EXERCISE REQUIREMENTS –
Say how many lines contain "components"; the answer is the number alone.

:: DATA PROVIDED ::

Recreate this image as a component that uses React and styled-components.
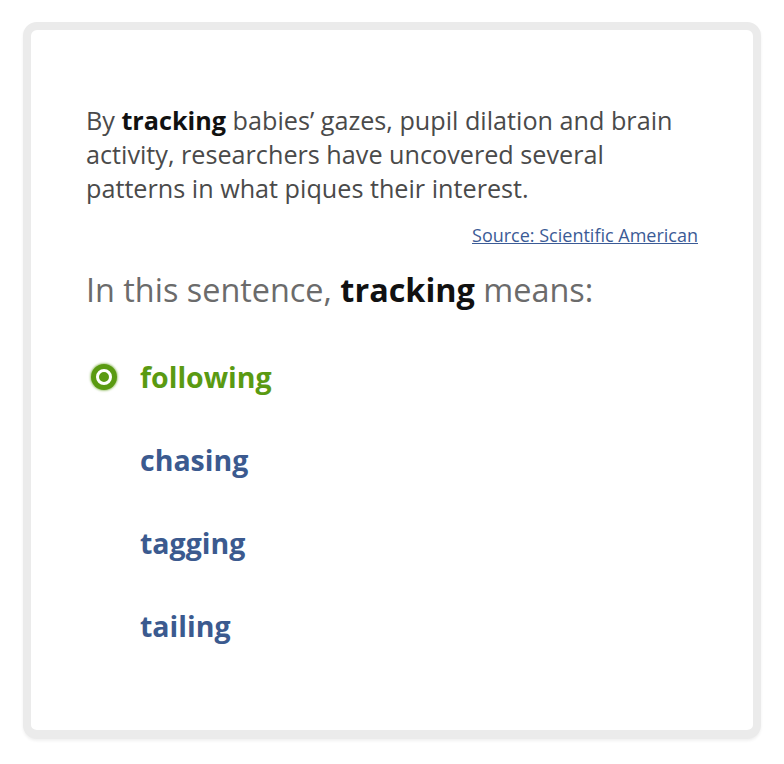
import React from 'react';
import styled, { createGlobalStyle } from 'styled-components';

const GlobalStyle = createGlobalStyle`
  html, body {
    margin: 0;
    padding: 0;
    background: #ffffff;
  }
  body {
    font-family: "Open Sans", "Noto Sans", Arial, sans-serif;
  }
`;

const Page = styled.div`
  padding: 22px 23px;
  width: 784px;
  box-sizing: border-box;
`;

const Frame = styled.div`
  border: 8px solid #ebebeb;
  border-bottom-width: 9px;
  border-radius: 14px;
  box-shadow: 0 2px 3px rgba(0, 0, 0, 0.06);
  background: #ffffff;
`;

const Card = styled.div`
  height: 700px;
  box-sizing: border-box;
  padding: 73px 55px 0;
  display: flex;
  flex-direction: column;
`;

const Passage = styled.p`
  margin: 0;
  font-size: 25.2px;
  line-height: 34px;
  color: #4a4a4a;
`;

const Strong = styled.b`
  font-weight: 700;
  color: #111111;
`;

const SourceLink = styled.a`
  align-self: flex-end;
  margin-top: 18px;
  font-size: 18px;
  line-height: 24px;
  color: #3b5b96;
  text-decoration: underline;
`;

const Question = styled.h2`
  margin: 22px 0 0;
  font-size: 32.4px;
  line-height: 40px;
  font-weight: 400;
  color: #6b6b6b;
`;

const Options = styled.ul`
  list-style: none;
  margin: 48px 0 0;
  padding: 0;
  display: flex;
  flex-direction: column;
  gap: 43px;
`;

const Option = styled.li`
  display: flex;
  align-items: center;
  gap: 18px;
  height: 40px;
  font-size: 28.5px;
  font-weight: 700;
  color: ${props => (props.$selected ? '#5a9a12' : '#3b5a8f')};
`;

const RadioSlot = styled.span`
  width: 36px;
  height: 36px;
  display: flex;
  align-items: center;
  justify-content: center;
  flex-shrink: 0;
`;

const Radio = styled.span`
  width: 16px;
  height: 16px;
  box-sizing: border-box;
  border-radius: 50%;
  background: #5a9a12;
  border: 3px solid #ffffff;
  box-shadow: 0 0 0 5px #5a9a12, 0 0 2px 6px rgba(90, 154, 18, 0.5);
`;

const choices = ['following', 'chasing', 'tagging', 'tailing'];

const App = () => {
  return (
    <Page>
      <GlobalStyle />
      <Frame>
        <Card>
          <Passage>
            By <Strong>tracking</Strong> babies’ gazes, pupil dilation and brain
            activity, researchers have uncovered several patterns in what
            piques their interest.
          </Passage>
          <SourceLink href="#">Source: Scientific American</SourceLink>
          <Question>
            In this sentence, <Strong>tracking</Strong> means:
          </Question>
          <Options>
            {choices.map((choice, i) => (
              <Option key={choice} $selected={i === 0}>
                <RadioSlot>{i === 0 && <Radio />}</RadioSlot>
                {choice}
              </Option>
            ))}
          </Options>
        </Card>
      </Frame>
    </Page>
  );
};

export default App;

:::

SOLUTION TO THIS PROBLEM –
2